With the case of Cleopatra, the excitement of landing such exorbitantly renowned stars for the leads led to an exorbitantly overblown production. Taylor's unprecedented $1 million salary ballooned to $7 million after production delays an other set backs caused filming to span four years—that's close to $47 million in today's world. As the stars became attached to the project and hype that it could become the next cinematic masterpiece built, executives funneled money into the production. Too many egos became involved; the film ended up costing $44 million to make and originally screened at six hours long. Though it was the year's highest grosser at $26 million domestically, it still posted a loss because of the huge budget. The film was a critical disaster, ended the popularity of the "sword and sandal" epics of the '50s, caused a shift from studios funding films on their own to independent production companies, and, thanks to a tawdry, headline grabbing affair between Taylor and Burton, ruined the two stars' reputations.

Dreamworks
When Brad Pitt and Julia Roberts teamed for The Mexican in 2001, she was regularly opening $100+ million grossing films and had just won an Oscar; he was the charmer with matinee idol looks garnering critical acclaim with films like Fight Club and Snatch, gracing the cover of Sexiest Man Alive for a second time in 2000. The two had been looking for a vehicle to collaborate on, and settled on The Mexican, decidedly more of a road-trip adventure film than a romantic comedy. But with the world's two biggest stars on board, the movie was heavily promoted as one of Roberts typically winning romances, a sort of false advertising. Both critics and audiences saw right through it; The Mexican earned only $66 million—behind films like Cats & Dogs and Dr. Dolittle 2—and was critically trashed.
It's unclear how exactly The Tourist will fair. Not every pairing of Hollywood behemoths is an unmitigated failure: Katharine Hepburn and Humphrey Bogart were quite lovely in The African Queen, undeniably a successful film. But fame in 2010 is completely different from when Hepburn and Bogart ruled Tinseltown in 1951. They were stars beloved for the quality and success of their films. Sure, there was personal intrigue (Hepburn's affairs with Spencer Tracy, Howard Hughes...), but the amount of tabloid coverage given to stars' personal lives and the 24/7 press watch under which they are scrutinized and exploited has increased exponentially in the past 50 years—even in the decade since The Mexican. Depp and Jolie only need to look at Ben Affleck and Jennifer Lopez's Gigli to see that gossip rag fame doesn't translate to box office (or critical) success.

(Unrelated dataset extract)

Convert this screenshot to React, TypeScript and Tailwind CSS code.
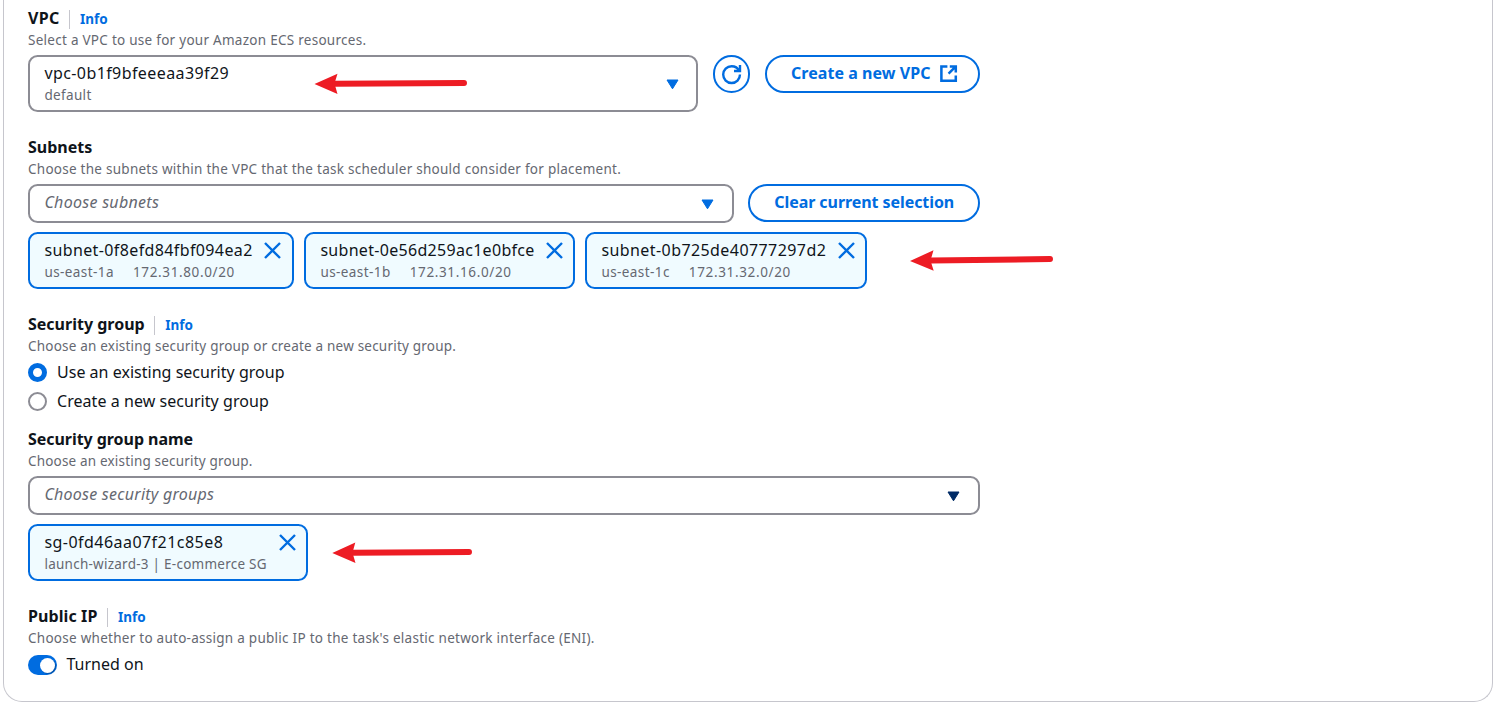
import type { ReactNode } from "react";

function Label({ children, info, tracking = "" }: { children: ReactNode; info?: boolean; tracking?: string }) {
  return (
    <div className="flex h-6 items-center">
      <span className={`text-base leading-6 font-bold text-[#0f141a] ${tracking}`}>{children}</span>
      {info && (
        <>
          <span className="mt-[3px] ml-[9.5px] h-[19px] w-px bg-[#c6c6cd]" />
          <a className="mt-px ml-2.5 text-[13.5px] leading-5 font-bold text-[#006ce0]">Info</a>
        </>
      )}
    </div>
  );
}

function Description({ children, tracking }: { children: ReactNode; tracking: string }) {
  return <p className={`h-5 text-[13.5px] leading-5 whitespace-nowrap text-[#656871] ${tracking}`}>{children}</p>;
}

function Caret({ className }: { className: string }) {
  return (
    <svg viewBox="0 0 13 11" className={`mt-px h-[11px] w-[13px] ${className}`}>
      <path d="M1 1h11L6.5 9.8z" fill="currentColor" stroke="currentColor" strokeWidth="1" strokeLinejoin="round" />
    </svg>
  );
}

function Placeholder({ children, tracking, width, caret }: { children: ReactNode; tracking: string; width: string; caret: string }) {
  return (
    <div className={`flex h-[39px] items-center justify-between rounded-[9.6px] border-2 border-[#8c8c94] pr-[18px] pl-[14.4px] ${width}`}>
      <span className={`mb-[3px] text-base leading-6 text-[#656871] italic ${tracking}`}>{children}</span>
      <Caret className={caret} />
    </div>
  );
}

function Token({ width, name, tracking, children }: { width: string; name: string; tracking: string; children: ReactNode }) {
  return (
    <div className={`flex h-[57px] justify-between rounded-[9.6px] border-2 border-[#006ce0] bg-[#f0fbff] pt-1 pl-[14.4px] ${width}`}>
      <div className="whitespace-nowrap">
        <div className={`text-base leading-6 text-[#0f141a] ${tracking}`}>{name}</div>
        <div className="flex text-[13.5px] leading-5 text-[#656871]">{children}</div>
      </div>
      <svg viewBox="0 0 19 19" className="mt-[2.5px] h-[19px] w-[19px] shrink-0 text-[#006ce0]">
        <path d="M2 2l15 15M17 2L2 17" fill="none" stroke="currentColor" strokeWidth="2.4" />
      </svg>
    </div>
  );
}

function SubnetDetails({ zone, cidr }: { zone: string; cidr: string }) {
  return (
    <>
      <span className="tracking-[0.42px]">{zone}</span>
      <span className="ml-[19px] tracking-[0.64px]">{cidr}</span>
    </>
  );
}

function Arrows() {
  return (
    <svg viewBox="0 0 1497 718" className="pointer-events-none absolute inset-0 h-[718px] w-[1497px] text-[#ed1c24]">
      <g fill="currentColor" stroke="currentColor" strokeLinecap="round">
        <path d="M314.500 84L337.500 73.700L334.500 83.500L337.500 94z" stroke="none" />
        <path d="M335 83.700L464 83" strokeWidth="6" />
        <path d="M910 260.900L933.500 250.300L930.500 260.500L933.700 270.800z" stroke="none" />
        <path d="M931 260.500L1050 259" strokeWidth="6" />
        <path d="M332.300 553L355.300 542.500L352.500 552.700L355.500 563z" stroke="none" />
        <path d="M353 552.700L469 552" strokeWidth="6" />
      </g>
    </svg>
  );
}

const button = "flex h-[38px] items-start rounded-full border-2 border-[#006ce0] pt-1 text-base leading-6 font-bold whitespace-nowrap text-[#006ce0]";

export default function App() {
  return (
    <div className="relative h-[718px] w-[1497px] overflow-hidden bg-white font-['Noto_Sans',sans-serif]">
      <main className="ml-[3px] h-[702px] w-[1490px] rounded-b-[19px] border border-t-0 border-[#c6c6cd] pt-1.5 pl-6">
        <section>
          <Label info tracking="tracking-[0.3px]">VPC</Label>
          <Description tracking="tracking-[0.27px]">Select a VPC to use for your Amazon ECS resources.</Description>
          <div className="mt-[5px] flex">
            <div className="flex h-[57px] w-[670px] items-center justify-between rounded-[9.6px] border-2 border-[#8c8c94] pr-[17px] pl-[14.4px]">
              <div className="-mt-px">
                <div className="text-base leading-6 tracking-[0.41px] text-[#0f141a]">vpc-0b1f9bfeeeaa39f29</div>
                <div className="text-[13.5px] leading-5 tracking-[0.35px] text-[#656871]">default</div>
              </div>
              <Caret className="text-[#006ce0]" />
            </div>
            <button className="ml-[15px] flex h-[38px] w-[37px] items-center justify-center rounded-full border-2 border-[#006ce0] text-[#006ce0]">
              <svg viewBox="0 0 16 16" className="mt-px h-[19.2px] w-[19.2px] shrink-0 overflow-visible" fill="none" stroke="currentColor" strokeWidth="2">
                <path d="M15 8c0 3.87-3.13 7-7 7s-7-3.13-7-7 3.13-7 7-7c2.79 0 5.2 1.63 6.33 4" />
                <path d="M10 5h5V0" />
              </svg>
            </button>
            <button className={`ml-[15px] w-[215px] pl-6 tracking-[0.05px] ${button}`}>
              Create a new VPC
              <svg viewBox="0 0 16 16" className="mt-[3.4px] ml-[8.4px] h-[19.2px] w-[19.2px] shrink-0" fill="none" stroke="currentColor" strokeWidth="2.1">
                <path d="M7 2H2v12h12v-4.500" />
                <path d="M9 2h5v5M14 2L8 8" />
              </svg>
            </button>
          </div>
        </section>

        <section className="mt-[23px]">
          <Label>Subnets</Label>
          <Description tracking="tracking-[0.259px]">Choose the subnets within the VPC that the task scheduler should consider for placement.</Description>
          <div className="mt-[5px] flex gap-3.5">
            <Placeholder width="w-[706px]" tracking="tracking-[0.29px]" caret="text-[#006ce0]">Choose subnets</Placeholder>
            <button className={`w-[232px] pl-[24.3px] tracking-[-0.07px] ${button}`}>Clear current selection</button>
          </div>
          <div className="mt-[9px] flex gap-2.5">
            <Token width="w-[266px] pr-2.5" name="subnet-0f8efd84fbf094ea2" tracking="tracking-[0.38px]">
              <SubnetDetails zone="us-east-1a" cidr="172.31.80.0/20" />
            </Token>
            <Token width="w-[271px] pr-[9px]" name="subnet-0e56d259ac1e0bfce" tracking="tracking-[0.3px]">
              <SubnetDetails zone="us-east-1b" cidr="172.31.16.0/20" />
            </Token>
            <Token width="w-[282px] pr-[9px]" name="subnet-0b725de40777297d2" tracking="tracking-[0.42px]">
              <SubnetDetails zone="us-east-1c" cidr="172.31.32.0/20" />
            </Token>
          </div>
        </section>

        <section className="mt-[23px]">
          <Label info>Security group</Label>
          <Description tracking="tracking-[0.205px]">Choose an existing security group or create a new security group.</Description>
          <div className="mt-1 flex flex-col gap-[5px] text-base leading-6 text-[#0f141a]">
            <label className="flex h-6 items-center tracking-[0.02px]">
              <span className="mt-px mr-2.5 h-[19px] w-[19px] rounded-full border-[5.5px] border-[#006ce0]" />
              Use an existing security group
            </label>
            <label className="flex h-6 items-center tracking-[0.05px]">
              <span className="mt-px mr-2.5 h-[19px] w-[19px] rounded-full border-2 border-[#8c8c94]" />
              Create a new security group
            </label>
          </div>
        </section>

        <section className="mt-3.5">
          <Label tracking="tracking-[-0.05px]">Security group name</Label>
          <Description tracking="tracking-[0.18px]">Choose an existing security group.</Description>
          <div className="mt-[5px]">
            <Placeholder width="w-[952px]" tracking="tracking-[0.25px]" caret="text-[#002b66]">Choose security groups</Placeholder>
          </div>
          <div className="mt-[9px] flex">
            <Token width="w-[280px] pr-[9px]" name="sg-0fd46aa07f21c85e8" tracking="tracking-[0.46px]">
              <span className="tracking-[0.255px]">launch-wizard-3 | E-commerce SG</span>
            </Token>
          </div>
        </section>

        <section className="mt-[23px]">
          <Label info tracking="tracking-[0.1px]">Public IP</Label>
          <Description tracking="tracking-[0.265px]">Choose whether to auto-assign a public IP to the task's elastic network interface (ENI).</Description>
          <label className="mt-1 flex h-6 items-center text-base leading-6 text-[#0f141a]">
            <span className="mt-0.5 mr-[9.5px] flex h-[19.5px] w-[29px] items-center justify-end rounded-full bg-[#006ce0] pr-[2.5px]">
              <span className="h-[15px] w-[15px] rounded-full bg-white shadow-[1px_1px_1px_rgba(0,0,0,0.25)]" />
            </span>
            Turned on
          </label>
        </section>
      </main>
      <Arrows />
    </div>
  );
}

The Tourist's prognosis is already not good. It's being rolled out in almost 1,000 fewer theaters than the weekend's other wide release...a Chronicles of Narnia sequel. The first smattering of reviews have accrued a paltry 23 percent score on Rotten Tomatoes, a number that's not likely to get fresher as more critiques come in. The two stars looks so ethereally beautiful in the promos for the film, as if they were airbrushed onto the Venice and Paris backdrops their characters gallivant through. They almost look fake. Maybe that's the lesson here: with so much fame in one frame, it's hard to view a film believably. Both are Oscar-caliber actors (she has one; he's been nominated), so good separately. But together, their trip with the Tourist doesn't look like one to send postcards home about.